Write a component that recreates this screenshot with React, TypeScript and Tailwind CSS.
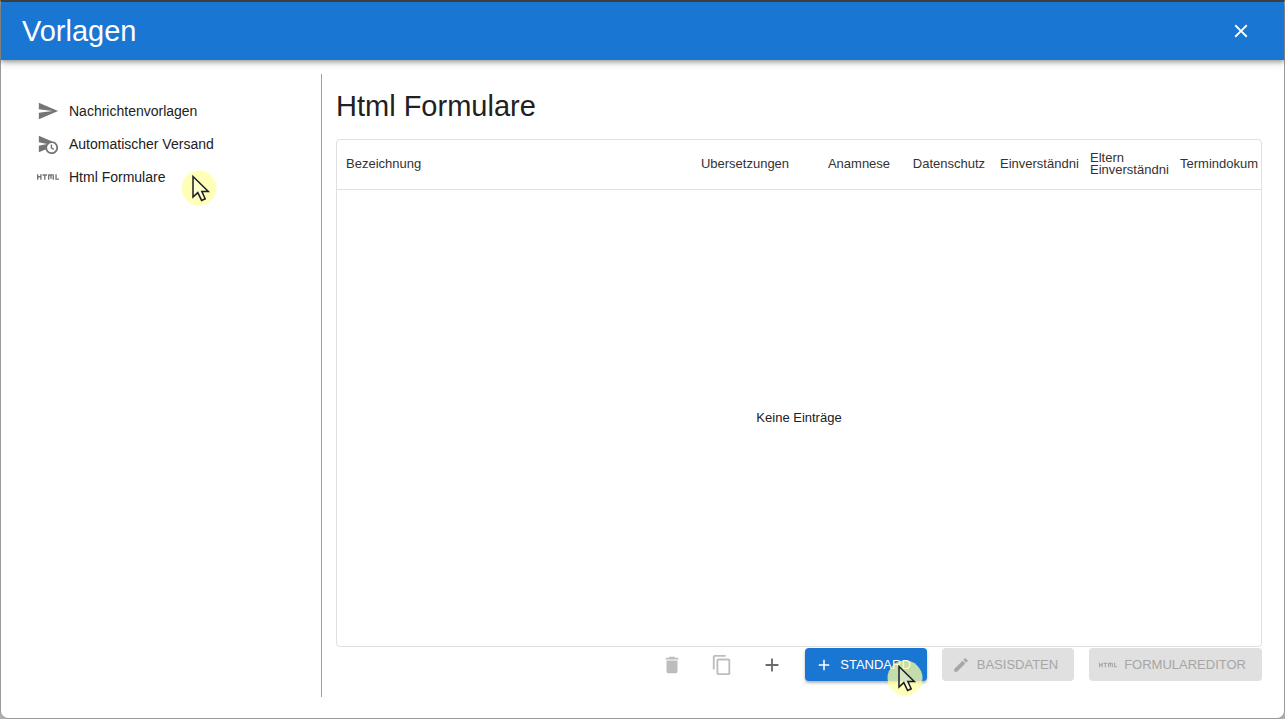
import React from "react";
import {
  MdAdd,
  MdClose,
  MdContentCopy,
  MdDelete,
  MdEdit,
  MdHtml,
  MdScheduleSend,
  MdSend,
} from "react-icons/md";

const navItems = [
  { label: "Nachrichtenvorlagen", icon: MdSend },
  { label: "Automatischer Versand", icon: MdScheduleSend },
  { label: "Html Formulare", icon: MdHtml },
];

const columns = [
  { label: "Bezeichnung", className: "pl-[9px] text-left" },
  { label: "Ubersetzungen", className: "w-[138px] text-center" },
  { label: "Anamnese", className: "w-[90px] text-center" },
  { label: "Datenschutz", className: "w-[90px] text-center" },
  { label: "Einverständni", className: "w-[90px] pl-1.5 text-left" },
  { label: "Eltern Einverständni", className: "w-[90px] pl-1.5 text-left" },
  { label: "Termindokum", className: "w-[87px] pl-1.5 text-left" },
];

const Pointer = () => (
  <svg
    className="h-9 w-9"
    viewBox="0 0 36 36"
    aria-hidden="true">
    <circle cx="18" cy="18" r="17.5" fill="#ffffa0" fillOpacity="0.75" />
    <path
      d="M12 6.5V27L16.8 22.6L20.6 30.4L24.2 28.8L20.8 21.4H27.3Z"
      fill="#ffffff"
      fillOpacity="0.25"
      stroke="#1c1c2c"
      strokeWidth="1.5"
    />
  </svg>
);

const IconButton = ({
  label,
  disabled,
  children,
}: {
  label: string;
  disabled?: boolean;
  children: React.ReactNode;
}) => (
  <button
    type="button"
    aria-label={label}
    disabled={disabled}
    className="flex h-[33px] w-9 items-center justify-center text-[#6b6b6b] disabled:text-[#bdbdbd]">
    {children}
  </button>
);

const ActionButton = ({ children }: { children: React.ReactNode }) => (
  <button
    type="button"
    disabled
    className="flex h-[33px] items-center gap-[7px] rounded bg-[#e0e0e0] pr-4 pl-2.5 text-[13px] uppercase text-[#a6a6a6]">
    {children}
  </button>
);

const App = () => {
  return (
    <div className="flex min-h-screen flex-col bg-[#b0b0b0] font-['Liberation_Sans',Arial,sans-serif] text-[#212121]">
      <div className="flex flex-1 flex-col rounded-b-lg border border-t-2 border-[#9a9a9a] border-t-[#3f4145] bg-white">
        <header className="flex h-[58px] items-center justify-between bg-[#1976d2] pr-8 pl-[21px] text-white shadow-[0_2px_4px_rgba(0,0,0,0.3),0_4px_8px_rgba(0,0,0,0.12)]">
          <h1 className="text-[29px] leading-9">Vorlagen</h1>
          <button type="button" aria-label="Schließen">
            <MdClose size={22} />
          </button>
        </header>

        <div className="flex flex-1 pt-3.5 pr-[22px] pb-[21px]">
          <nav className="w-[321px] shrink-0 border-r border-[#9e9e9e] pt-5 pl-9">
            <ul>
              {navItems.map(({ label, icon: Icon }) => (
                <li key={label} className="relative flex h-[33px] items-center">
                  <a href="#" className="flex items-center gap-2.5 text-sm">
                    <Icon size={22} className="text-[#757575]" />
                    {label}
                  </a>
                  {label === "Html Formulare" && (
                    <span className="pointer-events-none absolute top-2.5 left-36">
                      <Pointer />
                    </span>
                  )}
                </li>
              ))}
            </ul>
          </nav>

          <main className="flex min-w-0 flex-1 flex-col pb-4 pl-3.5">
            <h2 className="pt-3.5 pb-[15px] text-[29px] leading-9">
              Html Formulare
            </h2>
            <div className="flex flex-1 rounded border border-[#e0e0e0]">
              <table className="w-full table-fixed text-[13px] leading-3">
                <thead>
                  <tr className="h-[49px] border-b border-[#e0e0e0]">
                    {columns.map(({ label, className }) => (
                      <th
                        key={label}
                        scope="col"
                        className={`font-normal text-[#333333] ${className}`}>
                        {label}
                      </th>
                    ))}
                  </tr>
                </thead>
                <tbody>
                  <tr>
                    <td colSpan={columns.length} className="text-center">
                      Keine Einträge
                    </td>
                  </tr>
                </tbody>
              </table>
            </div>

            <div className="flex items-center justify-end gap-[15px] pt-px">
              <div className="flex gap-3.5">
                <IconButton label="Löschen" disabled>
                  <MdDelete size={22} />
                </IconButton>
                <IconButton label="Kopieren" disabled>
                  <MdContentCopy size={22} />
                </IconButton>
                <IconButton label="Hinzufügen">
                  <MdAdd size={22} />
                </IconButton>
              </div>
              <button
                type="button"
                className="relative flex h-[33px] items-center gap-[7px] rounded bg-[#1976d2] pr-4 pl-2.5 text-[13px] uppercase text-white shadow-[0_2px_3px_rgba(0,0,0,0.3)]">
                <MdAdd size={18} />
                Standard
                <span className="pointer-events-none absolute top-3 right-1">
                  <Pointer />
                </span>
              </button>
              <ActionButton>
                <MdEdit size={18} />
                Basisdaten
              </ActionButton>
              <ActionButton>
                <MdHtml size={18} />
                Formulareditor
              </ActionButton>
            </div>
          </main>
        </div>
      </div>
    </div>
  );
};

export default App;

━━━━━━

### TASK GOAL
Repeat the listing above exactly, with no pictures.

### RESULT
Write a component that recreates this screenshot with React, TypeScript and Tailwind CSS.
import React from "react";
import {
  MdAdd,
  MdClose,
  MdContentCopy,
  MdDelete,
  MdEdit,
  MdHtml,
  MdScheduleSend,
  MdSend,
} from "react-icons/md";

const navItems = [
  { label: "Nachrichtenvorlagen", icon: MdSend },
  { label: "Automatischer Versand", icon: MdScheduleSend },
  { label: "Html Formulare", icon: MdHtml },
];

const columns = [
  { label: "Bezeichnung", className: "pl-[9px] text-left" },
  { label: "Ubersetzungen", className: "w-[138px] text-center" },
  { label: "Anamnese", className: "w-[90px] text-center" },
  { label: "Datenschutz", className: "w-[90px] text-center" },
  { label: "Einverständni", className: "w-[90px] pl-1.5 text-left" },
  { label: "Eltern Einverständni", className: "w-[90px] pl-1.5 text-left" },
  { label: "Termindokum", className: "w-[87px] pl-1.5 text-left" },
];

const Pointer = () => (
  <svg
    className="h-9 w-9"
    viewBox="0 0 36 36"
    aria-hidden="true">
    <circle cx="18" cy="18" r="17.5" fill="#ffffa0" fillOpacity="0.75" />
    <path
      d="M12 6.5V27L16.8 22.6L20.6 30.4L24.2 28.8L20.8 21.4H27.3Z"
      fill="#ffffff"
      fillOpacity="0.25"
      stroke="#1c1c2c"
      strokeWidth="1.5"
    />
  </svg>
);

const IconButton = ({
  label,
  disabled,
  children,
}: {
  label: string;
  disabled?: boolean;
  children: React.ReactNode;
}) => (
  <button
    type="button"
    aria-label={label}
    disabled={disabled}
    className="flex h-[33px] w-9 items-center justify-center text-[#6b6b6b] disabled:text-[#bdbdbd]">
    {children}
  </button>
);

const ActionButton = ({ children }: { children: React.ReactNode }) => (
  <button
    type="button"
    disabled
    className="flex h-[33px] items-center gap-[7px] rounded bg-[#e0e0e0] pr-4 pl-2.5 text-[13px] uppercase text-[#a6a6a6]">
    {children}
  </button>
);

const App = () => {
  return (
    <div className="flex min-h-screen flex-col bg-[#b0b0b0] font-['Liberation_Sans',Arial,sans-serif] text-[#212121]">
      <div className="flex flex-1 flex-col rounded-b-lg border border-t-2 border-[#9a9a9a] border-t-[#3f4145] bg-white">
        <header className="flex h-[58px] items-center justify-between bg-[#1976d2] pr-8 pl-[21px] text-white shadow-[0_2px_4px_rgba(0,0,0,0.3),0_4px_8px_rgba(0,0,0,0.12)]">
          <h1 className="text-[29px] leading-9">Vorlagen</h1>
          <button type="button" aria-label="Schließen">
            <MdClose size={22} />
          </button>
        </header>

        <div className="flex flex-1 pt-3.5 pr-[22px] pb-[21px]">
          <nav className="w-[321px] shrink-0 border-r border-[#9e9e9e] pt-5 pl-9">
            <ul>
              {navItems.map(({ label, icon: Icon }) => (
                <li key={label} className="relative flex h-[33px] items-center">
                  <a href="#" className="flex items-center gap-2.5 text-sm">
                    <Icon size={22} className="text-[#757575]" />
                    {label}
                  </a>
                  {label === "Html Formulare" && (
                    <span className="pointer-events-none absolute top-2.5 left-36">
                      <Pointer />
                    </span>
                  )}
                </li>
              ))}
            </ul>
          </nav>

          <main className="flex min-w-0 flex-1 flex-col pb-4 pl-3.5">
            <h2 className="pt-3.5 pb-[15px] text-[29px] leading-9">
              Html Formulare
            </h2>
            <div className="flex flex-1 rounded border border-[#e0e0e0]">
              <table className="w-full table-fixed text-[13px] leading-3">
                <thead>
                  <tr className="h-[49px] border-b border-[#e0e0e0]">
                    {columns.map(({ label, className }) => (
                      <th
                        key={label}
                        scope="col"
                        className={`font-normal text-[#333333] ${className}`}>
                        {label}
                      </th>
                    ))}
                  </tr>
                </thead>
                <tbody>
                  <tr>
                    <td colSpan={columns.length} className="text-center">
                      Keine Einträge
                    </td>
                  </tr>
                </tbody>
              </table>
            </div>

            <div className="flex items-center justify-end gap-[15px] pt-px">
              <div className="flex gap-3.5">
                <IconButton label="Löschen" disabled>
                  <MdDelete size={22} />
                </IconButton>
                <IconButton label="Kopieren" disabled>
                  <MdContentCopy size={22} />
                </IconButton>
                <IconButton label="Hinzufügen">
                  <MdAdd size={22} />
                </IconButton>
              </div>
              <button
                type="button"
                className="relative flex h-[33px] items-center gap-[7px] rounded bg-[#1976d2] pr-4 pl-2.5 text-[13px] uppercase text-white shadow-[0_2px_3px_rgba(0,0,0,0.3)]">
                <MdAdd size={18} />
                Standard
                <span className="pointer-events-none absolute top-3 right-1">
                  <Pointer />
                </span>
              </button>
              <ActionButton>
                <MdEdit size={18} />
                Basisdaten
              </ActionButton>
              <ActionButton>
                <MdHtml size={18} />
                Formulareditor
              </ActionButton>
            </div>
          </main>
        </div>
      </div>
    </div>
  );
};

export default App;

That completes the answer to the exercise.